▸ Work to do
Write the data out again exactly, with no pictures.

===============

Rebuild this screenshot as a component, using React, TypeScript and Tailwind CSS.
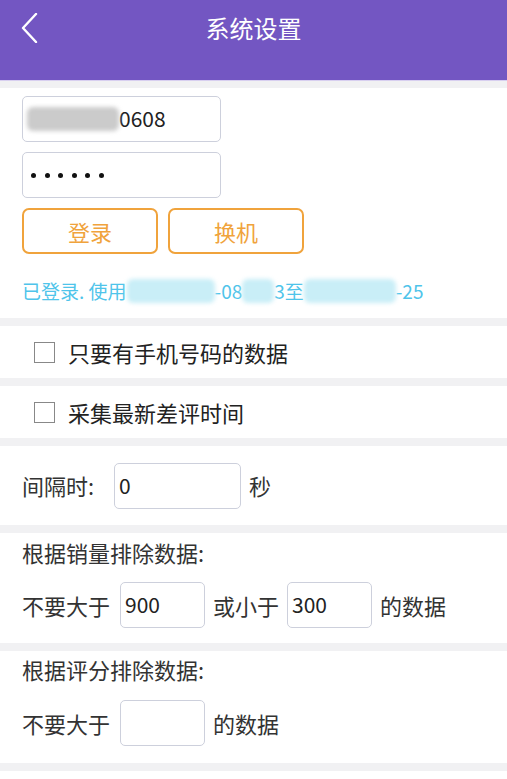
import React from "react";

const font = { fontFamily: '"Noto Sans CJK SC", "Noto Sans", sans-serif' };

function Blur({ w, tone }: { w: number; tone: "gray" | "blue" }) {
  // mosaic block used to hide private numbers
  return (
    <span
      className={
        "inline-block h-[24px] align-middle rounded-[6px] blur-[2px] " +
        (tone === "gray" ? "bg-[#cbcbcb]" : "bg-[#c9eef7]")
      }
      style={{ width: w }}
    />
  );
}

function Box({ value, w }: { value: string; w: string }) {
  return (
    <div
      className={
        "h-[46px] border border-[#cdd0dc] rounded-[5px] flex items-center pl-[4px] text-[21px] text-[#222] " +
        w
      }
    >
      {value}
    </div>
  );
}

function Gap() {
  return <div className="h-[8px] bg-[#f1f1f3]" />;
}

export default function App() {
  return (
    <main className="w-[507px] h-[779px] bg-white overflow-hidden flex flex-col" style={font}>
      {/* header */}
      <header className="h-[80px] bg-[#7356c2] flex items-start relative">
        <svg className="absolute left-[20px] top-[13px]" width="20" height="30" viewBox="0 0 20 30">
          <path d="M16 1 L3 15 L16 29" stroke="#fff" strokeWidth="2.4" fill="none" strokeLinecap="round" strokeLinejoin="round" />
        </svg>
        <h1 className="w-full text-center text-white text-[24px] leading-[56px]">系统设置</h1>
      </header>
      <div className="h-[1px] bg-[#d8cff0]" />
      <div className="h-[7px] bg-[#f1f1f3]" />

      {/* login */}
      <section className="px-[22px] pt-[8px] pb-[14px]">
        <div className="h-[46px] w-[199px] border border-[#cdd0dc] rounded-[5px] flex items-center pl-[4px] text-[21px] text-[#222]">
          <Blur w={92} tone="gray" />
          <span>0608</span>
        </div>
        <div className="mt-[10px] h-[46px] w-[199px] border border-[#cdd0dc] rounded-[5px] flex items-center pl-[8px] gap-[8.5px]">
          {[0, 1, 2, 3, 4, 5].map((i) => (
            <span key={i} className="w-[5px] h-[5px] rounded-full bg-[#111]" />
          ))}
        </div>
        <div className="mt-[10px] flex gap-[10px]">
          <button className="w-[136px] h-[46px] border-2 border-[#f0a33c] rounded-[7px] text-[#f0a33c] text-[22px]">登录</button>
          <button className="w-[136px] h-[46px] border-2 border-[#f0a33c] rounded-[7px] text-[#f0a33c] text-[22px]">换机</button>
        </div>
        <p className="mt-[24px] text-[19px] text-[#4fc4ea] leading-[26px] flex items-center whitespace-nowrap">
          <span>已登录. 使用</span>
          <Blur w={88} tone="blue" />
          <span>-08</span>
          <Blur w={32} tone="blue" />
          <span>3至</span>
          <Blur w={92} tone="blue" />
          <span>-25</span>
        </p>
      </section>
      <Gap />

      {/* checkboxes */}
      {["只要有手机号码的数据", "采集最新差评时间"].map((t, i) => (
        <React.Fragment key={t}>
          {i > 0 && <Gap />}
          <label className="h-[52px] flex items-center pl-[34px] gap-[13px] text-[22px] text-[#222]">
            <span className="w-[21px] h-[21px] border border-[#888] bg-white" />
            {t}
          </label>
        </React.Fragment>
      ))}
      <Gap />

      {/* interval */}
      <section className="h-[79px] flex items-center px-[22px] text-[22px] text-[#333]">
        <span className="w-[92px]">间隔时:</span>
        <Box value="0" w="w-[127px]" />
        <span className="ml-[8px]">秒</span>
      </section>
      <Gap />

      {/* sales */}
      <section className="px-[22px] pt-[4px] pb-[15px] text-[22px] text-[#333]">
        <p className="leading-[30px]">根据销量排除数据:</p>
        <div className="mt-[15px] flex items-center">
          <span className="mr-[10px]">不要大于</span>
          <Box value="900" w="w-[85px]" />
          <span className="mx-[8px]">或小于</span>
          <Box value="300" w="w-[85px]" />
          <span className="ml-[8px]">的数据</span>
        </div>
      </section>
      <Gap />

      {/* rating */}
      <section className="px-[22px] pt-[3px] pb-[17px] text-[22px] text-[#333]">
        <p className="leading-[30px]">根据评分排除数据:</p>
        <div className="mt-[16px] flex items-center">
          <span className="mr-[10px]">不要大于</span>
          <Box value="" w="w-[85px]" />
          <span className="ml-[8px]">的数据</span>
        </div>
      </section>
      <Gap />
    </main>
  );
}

===============

▸ Result of this task
Rebuild this screenshot as a component, using React, TypeScript and Tailwind CSS.
import React from "react";

const font = { fontFamily: '"Noto Sans CJK SC", "Noto Sans", sans-serif' };

function Blur({ w, tone }: { w: number; tone: "gray" | "blue" }) {
  // mosaic block used to hide private numbers
  return (
    <span
      className={
        "inline-block h-[24px] align-middle rounded-[6px] blur-[2px] " +
        (tone === "gray" ? "bg-[#cbcbcb]" : "bg-[#c9eef7]")
      }
      style={{ width: w }}
    />
  );
}

function Box({ value, w }: { value: string; w: string }) {
  return (
    <div
      className={
        "h-[46px] border border-[#cdd0dc] rounded-[5px] flex items-center pl-[4px] text-[21px] text-[#222] " +
        w
      }
    >
      {value}
    </div>
  );
}

function Gap() {
  return <div className="h-[8px] bg-[#f1f1f3]" />;
}

export default function App() {
  return (
    <main className="w-[507px] h-[779px] bg-white overflow-hidden flex flex-col" style={font}>
      {/* header */}
      <header className="h-[80px] bg-[#7356c2] flex items-start relative">
        <svg className="absolute left-[20px] top-[13px]" width="20" height="30" viewBox="0 0 20 30">
          <path d="M16 1 L3 15 L16 29" stroke="#fff" strokeWidth="2.4" fill="none" strokeLinecap="round" strokeLinejoin="round" />
        </svg>
        <h1 className="w-full text-center text-white text-[24px] leading-[56px]">系统设置</h1>
      </header>
      <div className="h-[1px] bg-[#d8cff0]" />
      <div className="h-[7px] bg-[#f1f1f3]" />

      {/* login */}
      <section className="px-[22px] pt-[8px] pb-[14px]">
        <div className="h-[46px] w-[199px] border border-[#cdd0dc] rounded-[5px] flex items-center pl-[4px] text-[21px] text-[#222]">
          <Blur w={92} tone="gray" />
          <span>0608</span>
        </div>
        <div className="mt-[10px] h-[46px] w-[199px] border border-[#cdd0dc] rounded-[5px] flex items-center pl-[8px] gap-[8.5px]">
          {[0, 1, 2, 3, 4, 5].map((i) => (
            <span key={i} className="w-[5px] h-[5px] rounded-full bg-[#111]" />
          ))}
        </div>
        <div className="mt-[10px] flex gap-[10px]">
          <button className="w-[136px] h-[46px] border-2 border-[#f0a33c] rounded-[7px] text-[#f0a33c] text-[22px]">登录</button>
          <button className="w-[136px] h-[46px] border-2 border-[#f0a33c] rounded-[7px] text-[#f0a33c] text-[22px]">换机</button>
        </div>
        <p className="mt-[24px] text-[19px] text-[#4fc4ea] leading-[26px] flex items-center whitespace-nowrap">
          <span>已登录. 使用</span>
          <Blur w={88} tone="blue" />
          <span>-08</span>
          <Blur w={32} tone="blue" />
          <span>3至</span>
          <Blur w={92} tone="blue" />
          <span>-25</span>
        </p>
      </section>
      <Gap />

      {/* checkboxes */}
      {["只要有手机号码的数据", "采集最新差评时间"].map((t, i) => (
        <React.Fragment key={t}>
          {i > 0 && <Gap />}
          <label className="h-[52px] flex items-center pl-[34px] gap-[13px] text-[22px] text-[#222]">
            <span className="w-[21px] h-[21px] border border-[#888] bg-white" />
            {t}
          </label>
        </React.Fragment>
      ))}
      <Gap />

      {/* interval */}
      <section className="h-[79px] flex items-center px-[22px] text-[22px] text-[#333]">
        <span className="w-[92px]">间隔时:</span>
        <Box value="0" w="w-[127px]" />
        <span className="ml-[8px]">秒</span>
      </section>
      <Gap />

      {/* sales */}
      <section className="px-[22px] pt-[4px] pb-[15px] text-[22px] text-[#333]">
        <p className="leading-[30px]">根据销量排除数据:</p>
        <div className="mt-[15px] flex items-center">
          <span className="mr-[10px]">不要大于</span>
          <Box value="900" w="w-[85px]" />
          <span className="mx-[8px]">或小于</span>
          <Box value="300" w="w-[85px]" />
          <span className="ml-[8px]">的数据</span>
        </div>
      </section>
      <Gap />

      {/* rating */}
      <section className="px-[22px] pt-[3px] pb-[17px] text-[22px] text-[#333]">
        <p className="leading-[30px]">根据评分排除数据:</p>
        <div className="mt-[16px] flex items-center">
          <span className="mr-[10px]">不要大于</span>
          <Box value="" w="w-[85px]" />
          <span className="ml-[8px]">的数据</span>
        </div>
      </section>
      <Gap />
    </main>
  );
}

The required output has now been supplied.